▶ [Goal] Show all lines holding the string "this".

▶ [Recorded information]
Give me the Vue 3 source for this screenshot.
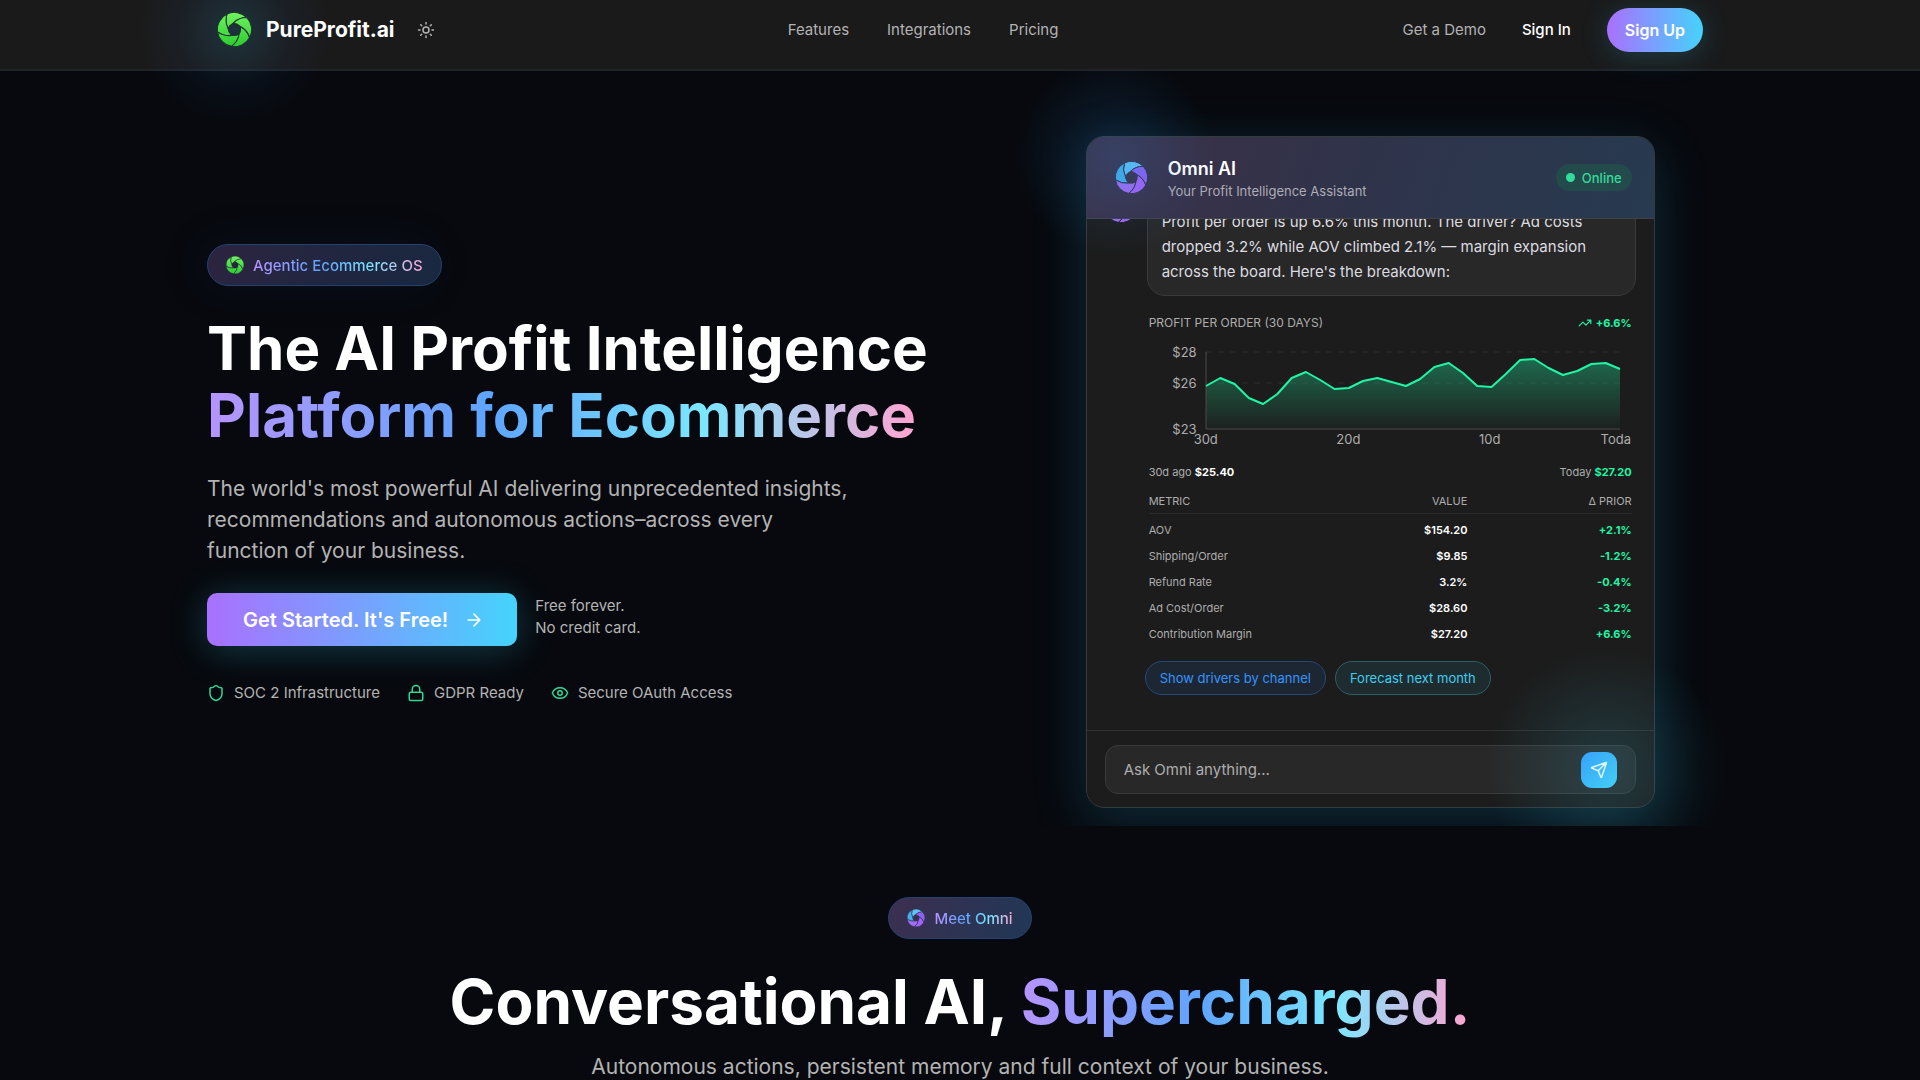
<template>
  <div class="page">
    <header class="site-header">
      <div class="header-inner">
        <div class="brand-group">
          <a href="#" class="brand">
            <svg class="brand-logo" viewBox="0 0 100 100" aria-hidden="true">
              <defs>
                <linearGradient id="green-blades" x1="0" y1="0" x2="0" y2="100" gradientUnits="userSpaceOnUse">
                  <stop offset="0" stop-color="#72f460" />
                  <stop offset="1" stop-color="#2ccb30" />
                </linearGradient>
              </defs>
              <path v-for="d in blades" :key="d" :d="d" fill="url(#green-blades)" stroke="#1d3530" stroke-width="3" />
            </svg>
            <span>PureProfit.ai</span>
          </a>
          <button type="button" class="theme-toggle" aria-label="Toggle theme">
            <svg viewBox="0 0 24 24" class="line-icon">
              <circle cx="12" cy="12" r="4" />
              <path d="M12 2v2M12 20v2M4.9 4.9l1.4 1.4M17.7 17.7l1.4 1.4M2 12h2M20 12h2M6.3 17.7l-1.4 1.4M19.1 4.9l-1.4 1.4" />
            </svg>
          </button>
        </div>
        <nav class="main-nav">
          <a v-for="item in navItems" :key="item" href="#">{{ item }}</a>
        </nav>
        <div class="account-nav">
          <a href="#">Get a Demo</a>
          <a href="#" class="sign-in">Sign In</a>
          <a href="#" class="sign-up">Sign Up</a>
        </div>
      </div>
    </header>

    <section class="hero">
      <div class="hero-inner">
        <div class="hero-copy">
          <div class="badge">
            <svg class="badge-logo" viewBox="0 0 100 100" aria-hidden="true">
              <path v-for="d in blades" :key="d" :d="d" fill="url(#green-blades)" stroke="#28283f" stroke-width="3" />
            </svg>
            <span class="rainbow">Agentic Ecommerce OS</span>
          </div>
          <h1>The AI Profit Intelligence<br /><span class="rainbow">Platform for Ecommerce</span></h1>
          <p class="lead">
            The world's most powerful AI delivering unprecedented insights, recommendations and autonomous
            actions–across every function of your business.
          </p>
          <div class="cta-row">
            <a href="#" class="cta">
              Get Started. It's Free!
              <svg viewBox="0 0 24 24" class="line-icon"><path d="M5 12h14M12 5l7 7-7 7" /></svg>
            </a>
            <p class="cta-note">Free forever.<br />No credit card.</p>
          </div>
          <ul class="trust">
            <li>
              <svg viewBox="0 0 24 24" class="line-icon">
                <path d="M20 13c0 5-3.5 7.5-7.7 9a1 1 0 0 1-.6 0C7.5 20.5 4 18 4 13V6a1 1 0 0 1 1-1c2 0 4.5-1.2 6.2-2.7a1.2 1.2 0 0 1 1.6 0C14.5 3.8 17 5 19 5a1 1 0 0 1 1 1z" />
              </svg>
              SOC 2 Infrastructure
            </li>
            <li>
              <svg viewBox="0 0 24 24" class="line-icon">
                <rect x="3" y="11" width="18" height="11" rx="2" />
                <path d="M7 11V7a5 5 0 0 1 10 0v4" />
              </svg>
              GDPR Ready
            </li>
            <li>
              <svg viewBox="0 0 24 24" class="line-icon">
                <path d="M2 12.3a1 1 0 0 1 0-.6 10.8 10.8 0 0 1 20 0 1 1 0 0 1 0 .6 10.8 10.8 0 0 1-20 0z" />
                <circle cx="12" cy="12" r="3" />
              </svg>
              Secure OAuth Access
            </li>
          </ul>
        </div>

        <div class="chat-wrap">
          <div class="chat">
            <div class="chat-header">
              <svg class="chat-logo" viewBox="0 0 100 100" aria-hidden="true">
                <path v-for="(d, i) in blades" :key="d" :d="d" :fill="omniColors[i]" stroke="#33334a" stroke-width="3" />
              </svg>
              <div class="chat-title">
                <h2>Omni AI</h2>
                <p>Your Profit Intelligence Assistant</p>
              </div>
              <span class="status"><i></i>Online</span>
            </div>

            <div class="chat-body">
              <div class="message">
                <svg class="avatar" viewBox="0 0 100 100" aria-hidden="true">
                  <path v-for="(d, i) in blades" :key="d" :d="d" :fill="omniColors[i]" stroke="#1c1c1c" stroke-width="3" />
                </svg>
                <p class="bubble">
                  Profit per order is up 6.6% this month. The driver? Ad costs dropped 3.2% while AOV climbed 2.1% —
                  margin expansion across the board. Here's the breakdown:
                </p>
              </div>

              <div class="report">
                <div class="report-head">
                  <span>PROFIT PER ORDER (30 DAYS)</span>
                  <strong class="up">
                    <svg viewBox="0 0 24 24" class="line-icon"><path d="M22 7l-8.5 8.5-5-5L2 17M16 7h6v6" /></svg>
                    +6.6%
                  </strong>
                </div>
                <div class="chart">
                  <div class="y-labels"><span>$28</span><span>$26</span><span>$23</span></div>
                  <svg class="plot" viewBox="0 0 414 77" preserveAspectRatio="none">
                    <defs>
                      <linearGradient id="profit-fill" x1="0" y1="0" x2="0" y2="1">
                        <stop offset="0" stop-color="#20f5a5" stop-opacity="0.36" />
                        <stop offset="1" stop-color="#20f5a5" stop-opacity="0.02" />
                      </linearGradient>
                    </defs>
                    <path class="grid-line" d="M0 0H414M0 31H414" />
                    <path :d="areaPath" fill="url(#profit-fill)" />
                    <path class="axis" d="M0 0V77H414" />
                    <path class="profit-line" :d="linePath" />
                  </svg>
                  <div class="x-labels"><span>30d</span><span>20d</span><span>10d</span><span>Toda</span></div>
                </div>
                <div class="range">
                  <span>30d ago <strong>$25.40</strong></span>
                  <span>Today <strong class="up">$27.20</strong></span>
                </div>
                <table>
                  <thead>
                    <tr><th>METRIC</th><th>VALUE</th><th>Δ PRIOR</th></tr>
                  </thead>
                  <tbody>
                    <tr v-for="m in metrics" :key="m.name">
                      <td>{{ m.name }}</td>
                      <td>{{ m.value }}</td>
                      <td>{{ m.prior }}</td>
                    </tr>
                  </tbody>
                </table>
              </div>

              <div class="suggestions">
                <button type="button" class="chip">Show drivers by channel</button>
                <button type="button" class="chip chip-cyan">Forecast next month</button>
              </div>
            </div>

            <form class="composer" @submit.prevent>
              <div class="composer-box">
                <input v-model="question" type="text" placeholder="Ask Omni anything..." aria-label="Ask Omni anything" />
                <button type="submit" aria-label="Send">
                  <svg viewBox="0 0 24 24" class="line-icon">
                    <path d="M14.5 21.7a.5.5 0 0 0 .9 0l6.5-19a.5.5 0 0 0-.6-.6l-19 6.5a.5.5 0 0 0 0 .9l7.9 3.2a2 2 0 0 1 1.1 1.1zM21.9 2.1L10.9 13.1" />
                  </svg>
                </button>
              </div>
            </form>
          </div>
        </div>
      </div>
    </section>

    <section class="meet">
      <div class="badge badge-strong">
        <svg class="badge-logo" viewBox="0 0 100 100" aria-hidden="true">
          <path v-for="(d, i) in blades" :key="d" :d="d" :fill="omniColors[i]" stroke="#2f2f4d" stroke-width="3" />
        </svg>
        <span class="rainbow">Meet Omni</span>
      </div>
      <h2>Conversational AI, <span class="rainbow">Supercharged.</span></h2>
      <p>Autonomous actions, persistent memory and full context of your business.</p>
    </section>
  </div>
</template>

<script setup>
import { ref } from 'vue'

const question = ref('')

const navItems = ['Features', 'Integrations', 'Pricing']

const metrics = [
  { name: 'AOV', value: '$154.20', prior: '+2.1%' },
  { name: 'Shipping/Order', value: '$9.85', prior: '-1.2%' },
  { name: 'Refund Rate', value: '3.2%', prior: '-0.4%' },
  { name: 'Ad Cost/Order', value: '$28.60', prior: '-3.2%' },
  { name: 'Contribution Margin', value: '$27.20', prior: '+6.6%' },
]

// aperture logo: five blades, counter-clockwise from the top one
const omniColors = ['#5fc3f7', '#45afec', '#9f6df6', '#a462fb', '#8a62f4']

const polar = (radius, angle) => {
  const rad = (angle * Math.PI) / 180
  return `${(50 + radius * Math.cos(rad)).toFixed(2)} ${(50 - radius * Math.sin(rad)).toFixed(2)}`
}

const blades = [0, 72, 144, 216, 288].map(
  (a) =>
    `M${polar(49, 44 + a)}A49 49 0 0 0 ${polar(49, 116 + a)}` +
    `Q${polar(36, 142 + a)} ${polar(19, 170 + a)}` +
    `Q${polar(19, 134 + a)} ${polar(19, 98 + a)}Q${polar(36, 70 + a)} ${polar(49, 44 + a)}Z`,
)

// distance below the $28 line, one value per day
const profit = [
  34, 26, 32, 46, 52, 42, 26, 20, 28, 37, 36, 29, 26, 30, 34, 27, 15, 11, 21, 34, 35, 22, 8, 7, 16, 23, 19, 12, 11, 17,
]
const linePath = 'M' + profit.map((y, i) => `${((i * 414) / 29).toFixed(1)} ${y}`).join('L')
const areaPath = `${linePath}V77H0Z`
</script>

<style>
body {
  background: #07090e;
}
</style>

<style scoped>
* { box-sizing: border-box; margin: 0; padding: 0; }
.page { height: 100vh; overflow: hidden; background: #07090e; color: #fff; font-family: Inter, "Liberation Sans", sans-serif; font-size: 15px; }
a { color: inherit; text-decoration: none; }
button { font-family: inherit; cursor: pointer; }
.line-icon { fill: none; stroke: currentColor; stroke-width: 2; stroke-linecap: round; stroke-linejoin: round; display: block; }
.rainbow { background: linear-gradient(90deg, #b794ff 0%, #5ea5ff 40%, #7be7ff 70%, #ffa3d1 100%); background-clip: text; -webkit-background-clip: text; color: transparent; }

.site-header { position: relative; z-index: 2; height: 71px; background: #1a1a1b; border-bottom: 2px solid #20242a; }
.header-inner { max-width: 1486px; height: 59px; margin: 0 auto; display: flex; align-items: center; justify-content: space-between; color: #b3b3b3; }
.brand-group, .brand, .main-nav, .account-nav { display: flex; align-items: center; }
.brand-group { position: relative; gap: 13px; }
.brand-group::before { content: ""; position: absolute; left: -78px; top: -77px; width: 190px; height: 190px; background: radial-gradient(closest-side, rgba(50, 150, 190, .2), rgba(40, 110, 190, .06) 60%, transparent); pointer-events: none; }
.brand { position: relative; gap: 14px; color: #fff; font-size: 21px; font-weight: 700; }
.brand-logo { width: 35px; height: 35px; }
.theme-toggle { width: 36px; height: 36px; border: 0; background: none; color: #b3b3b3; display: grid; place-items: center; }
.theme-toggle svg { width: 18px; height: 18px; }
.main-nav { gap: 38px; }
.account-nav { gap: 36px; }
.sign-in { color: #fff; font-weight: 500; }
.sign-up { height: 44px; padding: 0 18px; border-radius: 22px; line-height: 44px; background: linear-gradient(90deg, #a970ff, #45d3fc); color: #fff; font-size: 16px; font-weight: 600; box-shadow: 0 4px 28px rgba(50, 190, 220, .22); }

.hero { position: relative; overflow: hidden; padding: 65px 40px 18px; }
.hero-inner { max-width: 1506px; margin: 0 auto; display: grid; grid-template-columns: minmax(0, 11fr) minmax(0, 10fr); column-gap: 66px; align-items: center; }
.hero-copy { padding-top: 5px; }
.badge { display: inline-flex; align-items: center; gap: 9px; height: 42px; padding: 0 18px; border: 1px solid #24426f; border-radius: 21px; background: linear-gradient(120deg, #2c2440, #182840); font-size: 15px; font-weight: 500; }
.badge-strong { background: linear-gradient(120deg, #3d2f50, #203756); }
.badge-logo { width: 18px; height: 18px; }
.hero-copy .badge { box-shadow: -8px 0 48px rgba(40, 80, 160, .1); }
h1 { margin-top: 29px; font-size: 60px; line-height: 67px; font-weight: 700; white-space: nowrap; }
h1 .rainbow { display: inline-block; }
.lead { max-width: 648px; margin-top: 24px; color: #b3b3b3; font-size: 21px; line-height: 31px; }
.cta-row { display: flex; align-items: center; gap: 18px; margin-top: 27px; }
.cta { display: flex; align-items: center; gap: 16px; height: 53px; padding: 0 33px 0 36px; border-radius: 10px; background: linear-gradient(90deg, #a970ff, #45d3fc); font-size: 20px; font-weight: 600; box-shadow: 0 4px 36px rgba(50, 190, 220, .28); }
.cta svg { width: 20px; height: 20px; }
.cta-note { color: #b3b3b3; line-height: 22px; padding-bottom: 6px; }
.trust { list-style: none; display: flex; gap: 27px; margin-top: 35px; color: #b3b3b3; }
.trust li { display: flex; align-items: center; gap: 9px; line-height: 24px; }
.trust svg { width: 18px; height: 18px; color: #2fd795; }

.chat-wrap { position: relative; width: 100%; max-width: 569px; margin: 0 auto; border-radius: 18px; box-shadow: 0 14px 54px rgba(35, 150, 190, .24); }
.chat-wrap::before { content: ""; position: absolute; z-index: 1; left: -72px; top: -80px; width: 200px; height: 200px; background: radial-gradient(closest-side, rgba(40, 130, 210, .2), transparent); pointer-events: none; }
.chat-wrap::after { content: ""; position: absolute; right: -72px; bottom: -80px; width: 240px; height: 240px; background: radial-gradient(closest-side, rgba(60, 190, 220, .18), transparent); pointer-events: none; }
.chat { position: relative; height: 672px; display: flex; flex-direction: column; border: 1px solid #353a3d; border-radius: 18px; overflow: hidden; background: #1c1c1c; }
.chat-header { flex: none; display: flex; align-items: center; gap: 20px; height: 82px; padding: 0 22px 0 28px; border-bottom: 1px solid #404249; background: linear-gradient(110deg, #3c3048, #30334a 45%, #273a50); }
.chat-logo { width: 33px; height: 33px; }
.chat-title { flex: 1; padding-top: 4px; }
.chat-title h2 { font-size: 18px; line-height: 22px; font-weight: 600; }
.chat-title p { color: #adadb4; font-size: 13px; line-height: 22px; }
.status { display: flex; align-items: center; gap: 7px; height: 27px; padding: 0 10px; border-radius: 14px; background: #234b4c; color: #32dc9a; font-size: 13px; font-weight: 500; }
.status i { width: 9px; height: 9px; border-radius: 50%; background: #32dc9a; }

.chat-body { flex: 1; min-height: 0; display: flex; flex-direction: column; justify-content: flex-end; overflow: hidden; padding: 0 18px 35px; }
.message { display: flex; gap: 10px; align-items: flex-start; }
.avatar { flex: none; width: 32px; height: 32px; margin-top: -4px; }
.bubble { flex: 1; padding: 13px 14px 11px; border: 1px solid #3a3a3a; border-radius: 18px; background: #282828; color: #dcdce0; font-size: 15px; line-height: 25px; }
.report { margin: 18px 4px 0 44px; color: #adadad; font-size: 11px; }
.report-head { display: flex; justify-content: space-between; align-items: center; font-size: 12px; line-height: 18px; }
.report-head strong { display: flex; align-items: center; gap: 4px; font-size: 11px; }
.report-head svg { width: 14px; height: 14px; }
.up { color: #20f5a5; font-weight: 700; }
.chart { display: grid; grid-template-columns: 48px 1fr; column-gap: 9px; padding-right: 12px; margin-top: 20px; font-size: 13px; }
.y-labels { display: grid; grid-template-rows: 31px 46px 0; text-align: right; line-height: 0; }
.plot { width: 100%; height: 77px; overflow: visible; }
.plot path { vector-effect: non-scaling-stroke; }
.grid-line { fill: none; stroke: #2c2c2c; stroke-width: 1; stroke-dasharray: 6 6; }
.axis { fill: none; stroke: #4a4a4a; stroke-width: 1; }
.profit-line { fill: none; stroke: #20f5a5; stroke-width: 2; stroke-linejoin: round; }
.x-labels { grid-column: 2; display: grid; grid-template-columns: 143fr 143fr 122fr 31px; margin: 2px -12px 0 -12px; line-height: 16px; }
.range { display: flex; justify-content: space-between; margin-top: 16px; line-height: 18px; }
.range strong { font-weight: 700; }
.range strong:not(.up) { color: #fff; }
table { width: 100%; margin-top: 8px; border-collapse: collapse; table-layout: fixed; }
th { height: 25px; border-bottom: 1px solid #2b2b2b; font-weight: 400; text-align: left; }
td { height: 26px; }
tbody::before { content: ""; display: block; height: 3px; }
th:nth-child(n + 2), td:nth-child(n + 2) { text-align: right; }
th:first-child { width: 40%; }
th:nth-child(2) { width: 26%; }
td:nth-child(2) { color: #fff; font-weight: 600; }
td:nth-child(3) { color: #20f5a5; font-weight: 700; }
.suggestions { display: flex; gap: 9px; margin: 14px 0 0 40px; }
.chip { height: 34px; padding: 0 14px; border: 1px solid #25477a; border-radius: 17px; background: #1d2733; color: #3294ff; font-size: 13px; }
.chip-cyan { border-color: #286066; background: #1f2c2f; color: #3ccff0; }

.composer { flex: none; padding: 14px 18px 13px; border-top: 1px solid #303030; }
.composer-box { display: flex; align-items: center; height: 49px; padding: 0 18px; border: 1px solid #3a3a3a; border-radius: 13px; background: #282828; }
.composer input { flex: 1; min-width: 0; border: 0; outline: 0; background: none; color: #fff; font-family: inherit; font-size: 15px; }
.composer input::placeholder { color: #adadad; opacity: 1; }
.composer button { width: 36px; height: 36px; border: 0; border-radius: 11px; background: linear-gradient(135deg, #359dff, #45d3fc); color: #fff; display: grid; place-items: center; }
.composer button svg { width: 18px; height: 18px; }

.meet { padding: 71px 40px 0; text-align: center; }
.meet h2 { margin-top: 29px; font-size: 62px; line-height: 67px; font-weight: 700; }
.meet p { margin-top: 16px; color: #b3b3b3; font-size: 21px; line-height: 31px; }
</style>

▶ [Answer for the task]
Give me the Vue 3 source for this screenshot.
                  Profit per order is up 6.6% this month. The driver? Ad costs dropped 3.2% while AOV climbed 2.1% —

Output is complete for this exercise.